The other day ‘the wife’ and I drove down to our local shopping centre/park/place/vision of hell on earth. We do this most weeks, usually on a Sunday morning and with the mission statement blaring in our heads to ‘stock up for the week’. I usually have a headache blaring too which can create a unique atmosphere, a wafer thin line of wobbling friction, which almost makes the whole experience worthwhile. Realistically however, the experience is usually torture (sorry ‘the wife’ it’s not you, it’s them). Despite my general hatred of the place, the mega Sainsbury’s is a bit like a second home for me and I will stop here most days to do my own kind of stocking up (like most I am a hypocrite in these small ways). This can mean a few bits of fruit and veg for sitting on the side of a plate being ignored then ultimately discarded. The rest of my purchases usually include some or all of the below:
- Crisps and nuts (which ‘the wife’ always complains about me buying, usually before, during and after chomping her way through most of them).
- Meat. I’m a carnivore and I like it that way. I’d even happily give horse meat a go. Panda and unicorn too.
- Tuna (healthy lunch concession item).
- Bread. Like meat, bread is an essential source of nutrients (see 1 and 9 also).

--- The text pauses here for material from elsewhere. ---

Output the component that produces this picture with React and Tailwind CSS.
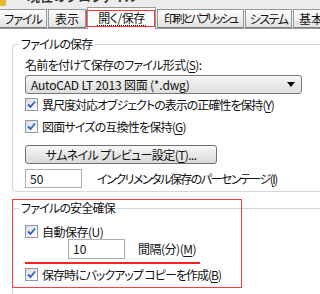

- Toilet roll, for wiping stuff.
- Kitchen roll, for wiping stuff unsuitable for wiping by 5.
- Washing stuff. I love having stocks of cleaning agents, not in an OCD way, just in a weird, loveable, being prepared way. Ok, in an OCD way then.
- Alcohol (or, on occasion, non-alcoholic beer depending on how much of the former has been consumed and the guilt level that has been reached, even then I’ll chuck in a couple of bottles just because you never know……)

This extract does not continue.